1.6 Data Presentation Errors

Why avoid errors? Misleading graphs distort decision-making. How do errors occur? Uneven histogram bins (e.g., 0-10, 11-20, 21-50) exaggerate certain ranges, while truncated y-axes in line graphs (e.g., 0-20mm instead of 0-100mm) inflate trends. Proper scaling and consistent bins ensure accuracy.

Figure 6: Misleading histogram with uneven bins exaggerating certain age groups.

1.7 Story: The Data Detective’s Challenge

Why use a story? To show real-world application of concepts. How? In Numeropolis, data detective Mira evaluated park demand. She used simple random sampling (200 residents via random numbers) and systematic sampling (every 15th visitor), but faced sampling errors (e.g., overrepresenting retirees: 70% vs. 30% actual) and nonsampling errors (e.g., overstated usage). Mira classified variables: categorical (park support: yes/no) and numerical (park hours). Her pie chart showed 65% support, a Pareto diagram prioritized supporters, and a line graph tracked visits (Jan: 100, Dec: 180). For numerical data, a histogram of park hours (0-5: 50 people, 6-10: 30) and a scatter plot of age vs. hours revealed trends. She corrected a competitor’s misleading histogram (uneven bins) and truncated line graph, persuading the council to approve the park.

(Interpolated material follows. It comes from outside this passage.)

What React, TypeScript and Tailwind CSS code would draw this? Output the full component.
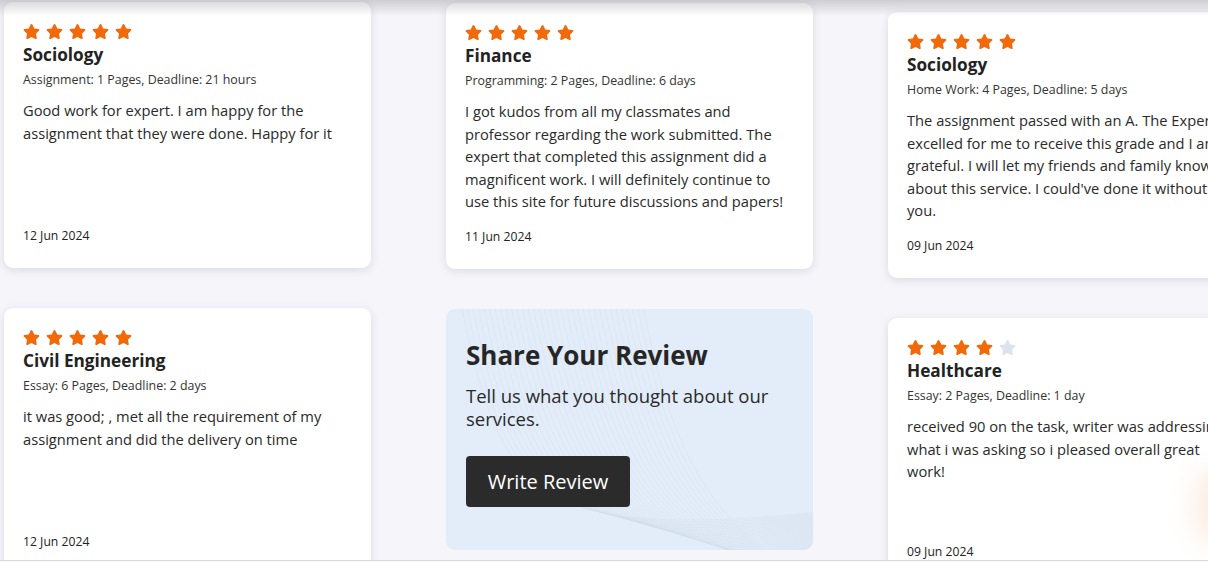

Figure 7: Pareto diagram of park support in Numeropolis.

1.8 Questions

  1. Why are simple random and systematic sampling used, and how did Mira apply them? Give an example of her sampling error.
  2. How do categorical and numerical variables differ, with examples from Mira’s study? Why does this matter?
  3. How does a pie chart differ from a Pareto diagram, using Mira’s data? Why choose one over the other?
  4. Why did Mira use a line graph for park visits, and what trend did it show? How was it constructed?
  5. How did Mira use three graphs for numerical data, and what did each reveal? Why were they effective?
  6. How did Mira correct two presentation errors, and why could they mislead the council?
  7. How does a histogram differ from a frequency table, and why might Mira prefer one?
  8. Why use scatter plots for correlations, and how did Mira’s age vs. hours plot work?